For that reason, the haters reserve the hottest place in Gehinom for the Jew who not only is pro-Palestinian, but who “hates his own.” There is a traditional phrase for such a person: moser. That is, one who informs on fellow Jews to the authorities thus endangering the entire community. For a moser, din rodef applies: you may murder such a person in order to protect those who are in danger.
Though these people cannot kill me, they can try to do the next best thing: silence me. Years ago, an IBM Israel site administrator hacked this website and took it down (luckily there are NGOs designed specifically to protect human rights sites like mine facing cyber-attack).
They hate journalists because we have a media platform that amplifies our views. We have credibility they, and Brand Israel, lack. For that reason, journalists and the media, in general, are constantly attacked for “lies” (the term Naftali Bennett used to attack Christiane Amanpour on CNN last night).
Journalists are the canary in the coal mine. We expose the lies. We tell the truth, even the inconvenient truth. That’s another reason they shut me down on Twitter. Silencing “hostile” voices is an important element of Israel’s war for media supremacy. The worst aspect of Twitter’s decision is that it punishes a Jewish journalist–who understands profoundly the meaning of genocide and the suffering it inflicts-for criticizing those who incite such mass murder.
Twitter is vainly trying to thread the needle. It seeks to be a champion of diversity and free speech, while it looks over its shoulder for both regulators, politicians, and right-wing pressure groups (like the Israel Lobby) seeking to tilt the playing field to their advantage. During times of crisis (i.e. when Israel is pulverizing Gaza), Twitter ducks controversy by eliminating content deemed too incendiary. The problem is that it’s not the content that’s incendiary, it’s the Israel mass violence that is incendiary. Suppressing criticism of Israeli war crimes does a big favor to Israel and makes a mockery of free speech.
This censorship is not confined to Twitter. Much reporting has been done on Facebook’s elimination of hundreds of pro-Palestine accounts, and censorship of content on other accounts. In the past, I too have been suspended on Facebook. In one case, the director of an Israeli aeronautical engineering institute boasted publicly of organizing a mass reporting of my account, which resulted in its suspension. Most recently, during last year’s Gaza war, I posted an image of a grieving young Palestinian couple holding their dead toddler in their arms. Facebook moderators slapped a screen over the image warning that it was disturbing graphic content. This forced the viewer to click twice before they could view the image.

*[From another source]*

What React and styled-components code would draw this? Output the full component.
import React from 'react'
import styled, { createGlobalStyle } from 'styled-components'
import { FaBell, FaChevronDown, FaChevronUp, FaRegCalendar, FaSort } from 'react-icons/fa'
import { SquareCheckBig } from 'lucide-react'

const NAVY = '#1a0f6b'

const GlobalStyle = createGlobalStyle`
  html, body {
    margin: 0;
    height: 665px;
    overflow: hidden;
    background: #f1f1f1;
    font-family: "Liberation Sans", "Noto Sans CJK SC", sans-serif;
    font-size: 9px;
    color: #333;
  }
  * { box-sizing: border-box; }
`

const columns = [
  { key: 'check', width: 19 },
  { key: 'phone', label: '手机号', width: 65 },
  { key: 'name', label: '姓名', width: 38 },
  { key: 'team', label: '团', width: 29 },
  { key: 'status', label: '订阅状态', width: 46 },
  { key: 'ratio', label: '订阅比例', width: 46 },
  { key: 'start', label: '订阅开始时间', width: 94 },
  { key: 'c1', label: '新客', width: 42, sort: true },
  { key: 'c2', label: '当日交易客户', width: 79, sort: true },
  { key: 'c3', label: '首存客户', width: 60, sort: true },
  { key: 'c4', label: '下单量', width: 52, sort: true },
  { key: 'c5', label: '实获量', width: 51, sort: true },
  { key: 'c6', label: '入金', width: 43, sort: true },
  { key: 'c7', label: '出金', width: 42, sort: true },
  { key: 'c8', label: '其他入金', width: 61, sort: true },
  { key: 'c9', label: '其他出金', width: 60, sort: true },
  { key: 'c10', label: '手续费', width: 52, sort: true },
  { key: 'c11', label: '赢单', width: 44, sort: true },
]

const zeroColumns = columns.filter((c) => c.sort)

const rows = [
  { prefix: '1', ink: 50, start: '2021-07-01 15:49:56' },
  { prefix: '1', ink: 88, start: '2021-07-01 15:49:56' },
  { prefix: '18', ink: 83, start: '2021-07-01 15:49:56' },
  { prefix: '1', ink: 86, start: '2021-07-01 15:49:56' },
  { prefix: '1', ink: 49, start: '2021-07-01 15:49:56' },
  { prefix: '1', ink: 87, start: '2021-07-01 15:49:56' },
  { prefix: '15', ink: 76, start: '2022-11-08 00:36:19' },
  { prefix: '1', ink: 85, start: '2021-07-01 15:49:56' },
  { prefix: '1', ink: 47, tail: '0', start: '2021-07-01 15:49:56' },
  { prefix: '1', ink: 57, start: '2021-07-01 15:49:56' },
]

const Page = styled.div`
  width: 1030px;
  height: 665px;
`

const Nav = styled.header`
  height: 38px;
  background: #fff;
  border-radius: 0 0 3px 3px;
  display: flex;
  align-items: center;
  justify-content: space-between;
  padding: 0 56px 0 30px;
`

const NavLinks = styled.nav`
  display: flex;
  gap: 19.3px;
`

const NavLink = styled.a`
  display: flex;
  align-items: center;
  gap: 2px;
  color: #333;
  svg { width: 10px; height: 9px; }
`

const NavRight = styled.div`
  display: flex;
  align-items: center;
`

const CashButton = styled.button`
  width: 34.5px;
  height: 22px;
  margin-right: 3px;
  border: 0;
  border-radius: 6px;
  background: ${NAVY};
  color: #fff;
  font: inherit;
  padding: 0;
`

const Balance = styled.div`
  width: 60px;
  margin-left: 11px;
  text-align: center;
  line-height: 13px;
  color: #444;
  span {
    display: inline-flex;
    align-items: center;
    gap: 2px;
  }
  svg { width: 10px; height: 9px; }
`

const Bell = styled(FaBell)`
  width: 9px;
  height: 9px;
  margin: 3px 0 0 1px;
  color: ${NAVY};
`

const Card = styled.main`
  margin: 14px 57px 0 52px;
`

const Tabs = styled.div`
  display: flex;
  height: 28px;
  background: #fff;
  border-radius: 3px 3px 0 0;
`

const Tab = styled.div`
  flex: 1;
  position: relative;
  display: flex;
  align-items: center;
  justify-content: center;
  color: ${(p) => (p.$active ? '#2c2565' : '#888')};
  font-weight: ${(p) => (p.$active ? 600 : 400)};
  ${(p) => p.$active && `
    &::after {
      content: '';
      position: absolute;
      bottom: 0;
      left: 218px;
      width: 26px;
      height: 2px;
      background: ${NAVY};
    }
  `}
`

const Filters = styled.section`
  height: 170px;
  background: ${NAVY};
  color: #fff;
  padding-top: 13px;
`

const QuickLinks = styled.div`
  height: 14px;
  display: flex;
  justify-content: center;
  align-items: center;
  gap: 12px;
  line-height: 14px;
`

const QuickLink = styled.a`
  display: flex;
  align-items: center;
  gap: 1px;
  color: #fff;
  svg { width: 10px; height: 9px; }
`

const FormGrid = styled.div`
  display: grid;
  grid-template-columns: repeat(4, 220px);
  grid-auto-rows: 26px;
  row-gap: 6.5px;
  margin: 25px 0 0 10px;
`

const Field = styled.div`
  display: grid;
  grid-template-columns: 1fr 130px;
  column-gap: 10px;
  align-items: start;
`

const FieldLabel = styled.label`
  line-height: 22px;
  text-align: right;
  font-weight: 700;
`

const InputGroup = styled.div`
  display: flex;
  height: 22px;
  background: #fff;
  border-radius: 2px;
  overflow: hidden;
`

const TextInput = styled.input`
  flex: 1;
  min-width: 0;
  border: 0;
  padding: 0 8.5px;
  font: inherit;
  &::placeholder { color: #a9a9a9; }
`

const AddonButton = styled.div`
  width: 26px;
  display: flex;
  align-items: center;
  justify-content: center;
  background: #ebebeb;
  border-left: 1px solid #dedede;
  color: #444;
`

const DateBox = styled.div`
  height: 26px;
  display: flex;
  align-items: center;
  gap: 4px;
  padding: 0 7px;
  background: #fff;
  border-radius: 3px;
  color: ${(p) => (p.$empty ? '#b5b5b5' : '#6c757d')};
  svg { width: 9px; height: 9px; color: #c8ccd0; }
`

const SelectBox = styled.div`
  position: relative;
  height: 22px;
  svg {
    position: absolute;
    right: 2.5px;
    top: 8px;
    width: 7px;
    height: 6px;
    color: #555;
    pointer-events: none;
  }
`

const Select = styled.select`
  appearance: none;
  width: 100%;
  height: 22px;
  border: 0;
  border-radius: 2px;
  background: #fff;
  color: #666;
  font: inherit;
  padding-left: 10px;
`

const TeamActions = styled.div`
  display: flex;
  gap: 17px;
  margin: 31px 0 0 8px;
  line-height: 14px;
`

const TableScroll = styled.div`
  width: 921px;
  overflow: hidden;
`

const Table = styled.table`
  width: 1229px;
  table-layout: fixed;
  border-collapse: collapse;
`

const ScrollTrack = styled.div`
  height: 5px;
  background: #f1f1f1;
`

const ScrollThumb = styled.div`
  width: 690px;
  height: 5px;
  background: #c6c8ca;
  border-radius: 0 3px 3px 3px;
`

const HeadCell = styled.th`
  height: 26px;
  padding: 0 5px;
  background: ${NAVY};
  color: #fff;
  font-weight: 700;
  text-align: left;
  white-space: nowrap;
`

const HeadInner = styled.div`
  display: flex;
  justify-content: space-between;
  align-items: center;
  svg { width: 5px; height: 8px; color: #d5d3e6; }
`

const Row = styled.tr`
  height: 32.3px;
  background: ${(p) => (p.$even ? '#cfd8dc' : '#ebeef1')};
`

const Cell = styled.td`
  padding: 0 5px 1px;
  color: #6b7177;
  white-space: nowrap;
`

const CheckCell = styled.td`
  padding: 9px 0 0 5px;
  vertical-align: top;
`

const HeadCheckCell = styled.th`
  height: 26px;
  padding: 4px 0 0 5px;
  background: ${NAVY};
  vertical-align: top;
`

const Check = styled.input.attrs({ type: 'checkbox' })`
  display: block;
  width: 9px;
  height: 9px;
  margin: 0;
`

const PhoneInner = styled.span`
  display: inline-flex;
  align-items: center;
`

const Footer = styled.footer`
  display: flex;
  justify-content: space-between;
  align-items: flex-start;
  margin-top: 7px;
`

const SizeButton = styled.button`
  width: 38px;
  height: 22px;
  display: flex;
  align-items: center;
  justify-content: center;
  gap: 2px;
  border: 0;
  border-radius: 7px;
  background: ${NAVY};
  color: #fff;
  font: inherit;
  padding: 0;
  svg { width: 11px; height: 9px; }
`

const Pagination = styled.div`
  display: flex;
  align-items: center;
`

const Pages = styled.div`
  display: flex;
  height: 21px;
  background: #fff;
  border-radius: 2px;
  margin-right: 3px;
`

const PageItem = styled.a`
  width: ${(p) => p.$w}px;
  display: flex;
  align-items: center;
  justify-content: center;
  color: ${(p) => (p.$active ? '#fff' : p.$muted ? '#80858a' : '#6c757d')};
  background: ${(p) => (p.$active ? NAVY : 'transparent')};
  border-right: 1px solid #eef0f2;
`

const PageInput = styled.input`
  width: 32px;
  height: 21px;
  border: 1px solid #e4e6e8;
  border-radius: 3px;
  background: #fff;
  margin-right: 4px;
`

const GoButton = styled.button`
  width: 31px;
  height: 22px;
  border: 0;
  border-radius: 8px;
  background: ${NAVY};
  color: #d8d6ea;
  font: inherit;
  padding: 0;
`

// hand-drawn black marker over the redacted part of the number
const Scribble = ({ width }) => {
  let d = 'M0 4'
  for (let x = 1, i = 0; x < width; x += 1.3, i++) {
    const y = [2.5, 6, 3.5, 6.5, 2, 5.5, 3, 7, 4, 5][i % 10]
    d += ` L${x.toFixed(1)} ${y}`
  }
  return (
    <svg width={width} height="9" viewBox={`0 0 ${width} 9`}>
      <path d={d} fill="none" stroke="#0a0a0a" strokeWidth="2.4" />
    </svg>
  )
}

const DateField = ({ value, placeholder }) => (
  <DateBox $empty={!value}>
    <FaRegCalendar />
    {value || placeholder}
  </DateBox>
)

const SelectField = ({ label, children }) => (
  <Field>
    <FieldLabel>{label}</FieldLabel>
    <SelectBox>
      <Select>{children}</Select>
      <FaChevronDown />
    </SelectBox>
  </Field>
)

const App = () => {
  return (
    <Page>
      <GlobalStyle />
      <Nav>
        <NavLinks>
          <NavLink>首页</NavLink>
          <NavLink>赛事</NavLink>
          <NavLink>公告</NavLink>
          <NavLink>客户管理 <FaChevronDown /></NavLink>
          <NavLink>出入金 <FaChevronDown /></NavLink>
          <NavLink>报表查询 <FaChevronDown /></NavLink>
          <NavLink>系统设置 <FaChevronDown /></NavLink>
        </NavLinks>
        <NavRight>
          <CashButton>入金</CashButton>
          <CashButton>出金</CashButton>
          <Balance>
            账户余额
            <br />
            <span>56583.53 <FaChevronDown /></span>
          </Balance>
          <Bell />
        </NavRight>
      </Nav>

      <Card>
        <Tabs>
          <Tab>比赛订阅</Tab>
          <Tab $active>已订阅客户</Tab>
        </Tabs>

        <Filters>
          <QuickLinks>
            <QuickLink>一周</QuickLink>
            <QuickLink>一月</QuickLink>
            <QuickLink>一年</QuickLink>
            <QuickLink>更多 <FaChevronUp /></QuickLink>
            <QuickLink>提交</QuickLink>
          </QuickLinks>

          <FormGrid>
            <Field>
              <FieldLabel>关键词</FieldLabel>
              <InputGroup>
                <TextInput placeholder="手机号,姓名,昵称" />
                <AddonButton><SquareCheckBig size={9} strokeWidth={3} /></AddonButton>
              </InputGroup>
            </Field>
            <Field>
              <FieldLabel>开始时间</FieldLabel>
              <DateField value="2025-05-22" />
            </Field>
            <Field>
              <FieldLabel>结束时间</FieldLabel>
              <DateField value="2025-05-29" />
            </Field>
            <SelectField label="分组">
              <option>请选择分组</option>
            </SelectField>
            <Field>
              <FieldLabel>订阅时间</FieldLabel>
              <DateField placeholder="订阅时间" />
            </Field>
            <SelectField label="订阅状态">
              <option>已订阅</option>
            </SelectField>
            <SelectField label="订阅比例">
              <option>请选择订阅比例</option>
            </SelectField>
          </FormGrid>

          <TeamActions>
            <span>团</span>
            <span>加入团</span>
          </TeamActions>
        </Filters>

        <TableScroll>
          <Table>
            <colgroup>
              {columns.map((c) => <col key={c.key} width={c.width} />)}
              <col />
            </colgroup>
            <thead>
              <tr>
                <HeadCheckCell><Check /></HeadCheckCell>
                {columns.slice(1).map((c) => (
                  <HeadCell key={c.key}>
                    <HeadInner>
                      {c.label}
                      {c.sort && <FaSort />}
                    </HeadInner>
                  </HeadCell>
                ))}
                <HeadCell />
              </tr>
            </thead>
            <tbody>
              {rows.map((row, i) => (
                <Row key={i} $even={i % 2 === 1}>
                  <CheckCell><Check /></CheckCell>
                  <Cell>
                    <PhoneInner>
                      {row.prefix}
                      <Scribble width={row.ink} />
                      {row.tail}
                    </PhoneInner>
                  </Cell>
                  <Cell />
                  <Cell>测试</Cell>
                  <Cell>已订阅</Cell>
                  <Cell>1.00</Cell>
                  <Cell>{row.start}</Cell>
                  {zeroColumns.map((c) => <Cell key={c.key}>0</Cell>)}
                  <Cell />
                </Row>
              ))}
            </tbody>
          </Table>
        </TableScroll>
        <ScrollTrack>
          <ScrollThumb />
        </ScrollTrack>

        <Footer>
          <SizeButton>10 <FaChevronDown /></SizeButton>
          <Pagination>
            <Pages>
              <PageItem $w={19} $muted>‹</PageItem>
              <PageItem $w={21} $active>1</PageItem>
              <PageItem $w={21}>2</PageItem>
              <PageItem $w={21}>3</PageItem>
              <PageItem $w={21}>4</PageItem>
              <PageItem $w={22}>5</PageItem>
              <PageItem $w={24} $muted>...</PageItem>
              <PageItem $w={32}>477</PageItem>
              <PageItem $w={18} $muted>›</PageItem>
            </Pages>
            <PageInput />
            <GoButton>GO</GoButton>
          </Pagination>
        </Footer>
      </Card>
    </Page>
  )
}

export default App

This is yet another, albeit milder, form of censorship.
It happened on Instagram a few days ago, when Bella Hadid posted images of Palestinian suffering. The platform shadowbanned her. As for Reddit, last month a site administrator permanently banned me from the platform on grounds of “harassment.” In that case, I appealed and the ban was lifted. Despite the failure of the ban, it has left a bad taste in my mouth and my participation on the site has declined, which is more or less what the censors hoped for.
Palestinians, of course, have it much worse on social media. The platforms feel much freer banning Palestinian speech online than they do speech by non-Muslims. So to be clear, I hardly have a monopoly on outrage, nor do I have bragging rights my victimization is worse than anyone else’s. We all are suffering from censorship; and the real victims and discourse suffer as well.